→ WHAT YOU ARE ASKED TO DO
Exclude the pictures, then repeat the remaining data exactly.

→ AVAILABLE DATA
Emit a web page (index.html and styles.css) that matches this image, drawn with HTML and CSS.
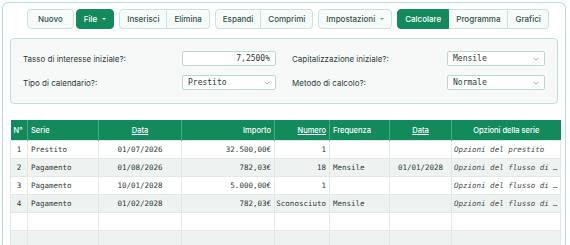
FILE: index.html
```html
<!DOCTYPE html>
<html lang="it">
<head>
    <meta charset="UTF-8">
    <meta name="viewport" content="width=device-width, initial-scale=1.0">
    <title>Calcolatore prestito</title>
    <link rel="stylesheet" href="styles.css">
</head>
<body>
    <div class="app">
        <!-- Barra degli strumenti -->
        <div class="toolbar">
            <div class="group">
                <button class="btn btn-wide">Nuovo</button>
            </div>
            <div class="group">
                <button class="btn btn-green">File <span class="caret"></span></button>
            </div>
            <div class="group gap">
                <button class="btn">Inserisci</button>
                <button class="btn">Elimina</button>
            </div>
            <div class="group gap">
                <button class="btn">Espandi</button>
                <button class="btn">Comprimi</button>
            </div>
            <div class="group gap">
                <button class="btn">Impostazioni <span class="caret caret-grey"></span></button>
            </div>
            <div class="group gap">
                <button class="btn btn-green">Calcolare</button>
                <button class="btn">Programma</button>
                <button class="btn">Grafici</button>
            </div>
        </div>

        <!-- Impostazioni del calcolo -->
        <div class="settings">
            <div class="field">
                <label>Tasso di interesse iniziale?:</label>
                <div class="control input">7,2500%</div>
            </div>
            <div class="field">
                <label>Capitalizzazione iniziale?:</label>
                <div class="control select wide">Mensile <svg class="chev" viewBox="0 0 8 5"><path d="M1 1l3 3 3-3"/></svg></div>
            </div>
            <div class="field">
                <label>Tipo di calendario?:</label>
                <div class="control select">Prestito <svg class="chev" viewBox="0 0 8 5"><path d="M1 1l3 3 3-3"/></svg></div>
            </div>
            <div class="field">
                <label>Metodo di calcolo?:</label>
                <div class="control select wide">Normale <svg class="chev" viewBox="0 0 8 5"><path d="M1 1l3 3 3-3"/></svg></div>
            </div>
        </div>

        <!-- Serie di flussi -->
        <table class="grid">
            <colgroup>
                <col style="width:17px">
                <col style="width:71px">
                <col style="width:83px">
                <col style="width:93px">
                <col style="width:55px">
                <col style="width:60px">
                <col style="width:62px">
                <col style="width:109px">
            </colgroup>
            <thead>
                <tr>
                    <th class="l">N°</th>
                    <th class="l">Serie</th>
                    <th class="c"><u>Data</u></th>
                    <th class="r">Importo</th>
                    <th class="r"><u>Numero</u></th>
                    <th class="l">Frequenza</th>
                    <th class="c"><u>Data</u></th>
                    <th class="c">Opzioni della serie</th>
                </tr>
            </thead>
            <tbody>
                <tr>
                    <td class="c">1</td><td>Prestito</td><td class="c">01/07/2026</td><td class="r">32.500,00€</td>
                    <td class="r">1</td><td></td><td></td><td class="opt">Opzioni del prestito</td>
                </tr>
                <tr>
                    <td class="c">2</td><td>Pagamento</td><td class="c">01/08/2026</td><td class="r">782,03€</td>
                    <td class="r">18</td><td>Mensile</td><td class="c">01/01/2028</td><td class="opt">Opzioni del flusso di …</td>
                </tr>
                <tr>
                    <td class="c">3</td><td>Pagamento</td><td class="c">10/01/2028</td><td class="r">5.000,00€</td>
                    <td class="r">1</td><td></td><td></td><td class="opt">Opzioni del flusso di …</td>
                </tr>
                <tr>
                    <td class="c">4</td><td>Pagamento</td><td class="c">01/02/2028</td><td class="r">782,03€</td>
                    <td class="r spill">Sconosciuto</td><td>Mensile</td><td></td><td class="opt">Opzioni del flusso di …</td>
                </tr>
                <tr><td></td><td></td><td></td><td></td><td></td><td></td><td></td><td></td></tr>
                <tr><td></td><td></td><td></td><td></td><td></td><td></td><td></td><td></td></tr>
            </tbody>
        </table>
    </div>
</body>
</html>
```

FILE: styles.css
```css
body {
    margin: 0;
    background: #ffffff;
    font-family: 'Inter', 'Noto Sans', sans-serif;
    color: #2b3a36;
    overflow: hidden;
}

.app {
    margin: 2px 4px 0 2px;
    border: 1px solid #b7dfd1;
    border-bottom: none;
    border-radius: 6px 6px 0 0;
    padding: 6px 7px 0 7px;
    height: 260px;
}

/* toolbar */
.toolbar {
    display: flex;
    padding-left: 17px;
    height: 20px;
}

.group {
    display: flex;
    margin-right: 2px;
}

.group.gap {
    margin-left: 3px;
}

.btn {
    font-family: 'Inter', sans-serif;
    font-size: 8px;
    font-weight: 500;
    color: #33514a;
    background: #f6faf9;
    border: 1px solid #c9e2da;
    border-radius: 4px;
    padding: 0 7px;
    height: 20px;
    display: flex;
    align-items: center;
    gap: 5px;
    cursor: pointer;
}

.btn-wide {
    padding: 0 10px;
}

.group .btn + .btn {
    border-left: none;
}

.group .btn:not(:last-child) {
    border-top-right-radius: 0;
    border-bottom-right-radius: 0;
}

.group .btn:not(:first-child) {
    border-top-left-radius: 0;
    border-bottom-left-radius: 0;
}

.btn-green {
    background: #138a5c;
    border-color: #138a5c;
    color: #ffffff;
}

.caret {
    width: 0;
    height: 0;
    border-left: 2px solid transparent;
    border-right: 2px solid transparent;
    border-top: 2px solid #ffffff;
}

.caret-grey {
    border-top-color: #7d8b88;
}

/* settings */
.settings {
    margin-top: 9px;
    background: #f7f9f9;
    border: 1px solid #bfe0d4;
    border-radius: 4px;
    padding: 12px 12px 13px 12px;
    display: grid;
    grid-template-columns: 1fr 1fr;
    column-gap: 16px;
    row-gap: 9px;
}

.field {
    display: flex;
    justify-content: space-between;
    align-items: center;
    height: 15px;
}

.field label {
    font-size: 8px;
    color: #2b3a36;
}

.control {
    box-sizing: border-box;
    height: 15px;
    width: 94px;
    background: #ffffff;
    border: 1px solid #bcd9cf;
    border-radius: 2px;
    font-family: 'DejaVu Sans Mono', monospace;
    font-size: 8px;
    color: #2b3a36;
    display: flex;
    align-items: center;
    padding: 0 5px;
}

.control.wide {
    width: 98px;
}

.input {
    justify-content: flex-end;
}

.select {
    justify-content: space-between;
}

.chev {
    width: 6px;
    height: 4px;
    fill: none;
    stroke: #8a9693;
    stroke-width: 1;
}

/* table */
.grid {
    margin-top: 16px;
    width: 550px;
    border-collapse: collapse;
    table-layout: fixed;
}

.grid th {
    background: #138a5c;
    color: #ffffff;
    font-size: 7.5px;
    font-weight: 500;
    height: 20px;
    padding: 0 3px;
    border-left: 1px solid #4aa882;
    white-space: nowrap;
}

.grid th:first-child {
    border-left: none;
}

.grid td {
    height: 17px;
    padding: 0 3px;
    font-family: 'DejaVu Sans Mono', monospace;
    font-size: 7.5px;
    color: #2b3a36;
    border: 1px solid #e1e9e6;
    white-space: nowrap;
    overflow: hidden;
}

.grid tbody tr:nth-child(even) td {
    background: #eef3f1;
}

.l { text-align: left; }
.c { text-align: center; }
.r { text-align: right; }

.grid td.spill {
    overflow: visible;
    direction: rtl;
}

.grid td.opt {
    font-style: italic;
    color: #3f4b48;
    padding: 0 1px 0 2px;
}
```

→ OUTPUT BELOW
Emit a web page (index.html and styles.css) that matches this image, drawn with HTML and CSS.
FILE: index.html
```html
<!DOCTYPE html>
<html lang="it">
<head>
    <meta charset="UTF-8">
    <meta name="viewport" content="width=device-width, initial-scale=1.0">
    <title>Calcolatore prestito</title>
    <link rel="stylesheet" href="styles.css">
</head>
<body>
    <div class="app">
        <!-- Barra degli strumenti -->
        <div class="toolbar">
            <div class="group">
                <button class="btn btn-wide">Nuovo</button>
            </div>
            <div class="group">
                <button class="btn btn-green">File <span class="caret"></span></button>
            </div>
            <div class="group gap">
                <button class="btn">Inserisci</button>
                <button class="btn">Elimina</button>
            </div>
            <div class="group gap">
                <button class="btn">Espandi</button>
                <button class="btn">Comprimi</button>
            </div>
            <div class="group gap">
                <button class="btn">Impostazioni <span class="caret caret-grey"></span></button>
            </div>
            <div class="group gap">
                <button class="btn btn-green">Calcolare</button>
                <button class="btn">Programma</button>
                <button class="btn">Grafici</button>
            </div>
        </div>

        <!-- Impostazioni del calcolo -->
        <div class="settings">
            <div class="field">
                <label>Tasso di interesse iniziale?:</label>
                <div class="control input">7,2500%</div>
            </div>
            <div class="field">
                <label>Capitalizzazione iniziale?:</label>
                <div class="control select wide">Mensile <svg class="chev" viewBox="0 0 8 5"><path d="M1 1l3 3 3-3"/></svg></div>
            </div>
            <div class="field">
                <label>Tipo di calendario?:</label>
                <div class="control select">Prestito <svg class="chev" viewBox="0 0 8 5"><path d="M1 1l3 3 3-3"/></svg></div>
            </div>
            <div class="field">
                <label>Metodo di calcolo?:</label>
                <div class="control select wide">Normale <svg class="chev" viewBox="0 0 8 5"><path d="M1 1l3 3 3-3"/></svg></div>
            </div>
        </div>

        <!-- Serie di flussi -->
        <table class="grid">
            <colgroup>
                <col style="width:17px">
                <col style="width:71px">
                <col style="width:83px">
                <col style="width:93px">
                <col style="width:55px">
                <col style="width:60px">
                <col style="width:62px">
                <col style="width:109px">
            </colgroup>
            <thead>
                <tr>
                    <th class="l">N°</th>
                    <th class="l">Serie</th>
                    <th class="c"><u>Data</u></th>
                    <th class="r">Importo</th>
                    <th class="r"><u>Numero</u></th>
                    <th class="l">Frequenza</th>
                    <th class="c"><u>Data</u></th>
                    <th class="c">Opzioni della serie</th>
                </tr>
            </thead>
            <tbody>
                <tr>
                    <td class="c">1</td><td>Prestito</td><td class="c">01/07/2026</td><td class="r">32.500,00€</td>
                    <td class="r">1</td><td></td><td></td><td class="opt">Opzioni del prestito</td>
                </tr>
                <tr>
                    <td class="c">2</td><td>Pagamento</td><td class="c">01/08/2026</td><td class="r">782,03€</td>
                    <td class="r">18</td><td>Mensile</td><td class="c">01/01/2028</td><td class="opt">Opzioni del flusso di …</td>
                </tr>
                <tr>
                    <td class="c">3</td><td>Pagamento</td><td class="c">10/01/2028</td><td class="r">5.000,00€</td>
                    <td class="r">1</td><td></td><td></td><td class="opt">Opzioni del flusso di …</td>
                </tr>
                <tr>
                    <td class="c">4</td><td>Pagamento</td><td class="c">01/02/2028</td><td class="r">782,03€</td>
                    <td class="r spill">Sconosciuto</td><td>Mensile</td><td></td><td class="opt">Opzioni del flusso di …</td>
                </tr>
                <tr><td></td><td></td><td></td><td></td><td></td><td></td><td></td><td></td></tr>
                <tr><td></td><td></td><td></td><td></td><td></td><td></td><td></td><td></td></tr>
            </tbody>
        </table>
    </div>
</body>
</html>
```

FILE: styles.css
```css
body {
    margin: 0;
    background: #ffffff;
    font-family: 'Inter', 'Noto Sans', sans-serif;
    color: #2b3a36;
    overflow: hidden;
}

.app {
    margin: 2px 4px 0 2px;
    border: 1px solid #b7dfd1;
    border-bottom: none;
    border-radius: 6px 6px 0 0;
    padding: 6px 7px 0 7px;
    height: 260px;
}

/* toolbar */
.toolbar {
    display: flex;
    padding-left: 17px;
    height: 20px;
}

.group {
    display: flex;
    margin-right: 2px;
}

.group.gap {
    margin-left: 3px;
}

.btn {
    font-family: 'Inter', sans-serif;
    font-size: 8px;
    font-weight: 500;
    color: #33514a;
    background: #f6faf9;
    border: 1px solid #c9e2da;
    border-radius: 4px;
    padding: 0 7px;
    height: 20px;
    display: flex;
    align-items: center;
    gap: 5px;
    cursor: pointer;
}

.btn-wide {
    padding: 0 10px;
}

.group .btn + .btn {
    border-left: none;
}

.group .btn:not(:last-child) {
    border-top-right-radius: 0;
    border-bottom-right-radius: 0;
}

.group .btn:not(:first-child) {
    border-top-left-radius: 0;
    border-bottom-left-radius: 0;
}

.btn-green {
    background: #138a5c;
    border-color: #138a5c;
    color: #ffffff;
}

.caret {
    width: 0;
    height: 0;
    border-left: 2px solid transparent;
    border-right: 2px solid transparent;
    border-top: 2px solid #ffffff;
}

.caret-grey {
    border-top-color: #7d8b88;
}

/* settings */
.settings {
    margin-top: 9px;
    background: #f7f9f9;
    border: 1px solid #bfe0d4;
    border-radius: 4px;
    padding: 12px 12px 13px 12px;
    display: grid;
    grid-template-columns: 1fr 1fr;
    column-gap: 16px;
    row-gap: 9px;
}

.field {
    display: flex;
    justify-content: space-between;
    align-items: center;
    height: 15px;
}

.field label {
    font-size: 8px;
    color: #2b3a36;
}

.control {
    box-sizing: border-box;
    height: 15px;
    width: 94px;
    background: #ffffff;
    border: 1px solid #bcd9cf;
    border-radius: 2px;
    font-family: 'DejaVu Sans Mono', monospace;
    font-size: 8px;
    color: #2b3a36;
    display: flex;
    align-items: center;
    padding: 0 5px;
}

.control.wide {
    width: 98px;
}

.input {
    justify-content: flex-end;
}

.select {
    justify-content: space-between;
}

.chev {
    width: 6px;
    height: 4px;
    fill: none;
    stroke: #8a9693;
    stroke-width: 1;
}

/* table */
.grid {
    margin-top: 16px;
    width: 550px;
    border-collapse: collapse;
    table-layout: fixed;
}

.grid th {
    background: #138a5c;
    color: #ffffff;
    font-size: 7.5px;
    font-weight: 500;
    height: 20px;
    padding: 0 3px;
    border-left: 1px solid #4aa882;
    white-space: nowrap;
}

.grid th:first-child {
    border-left: none;
}

.grid td {
    height: 17px;
    padding: 0 3px;
    font-family: 'DejaVu Sans Mono', monospace;
    font-size: 7.5px;
    color: #2b3a36;
    border: 1px solid #e1e9e6;
    white-space: nowrap;
    overflow: hidden;
}

.grid tbody tr:nth-child(even) td {
    background: #eef3f1;
}

.l { text-align: left; }
.c { text-align: center; }
.r { text-align: right; }

.grid td.spill {
    overflow: visible;
    direction: rtl;
}

.grid td.opt {
    font-style: italic;
    color: #3f4b48;
    padding: 0 1px 0 2px;
}
```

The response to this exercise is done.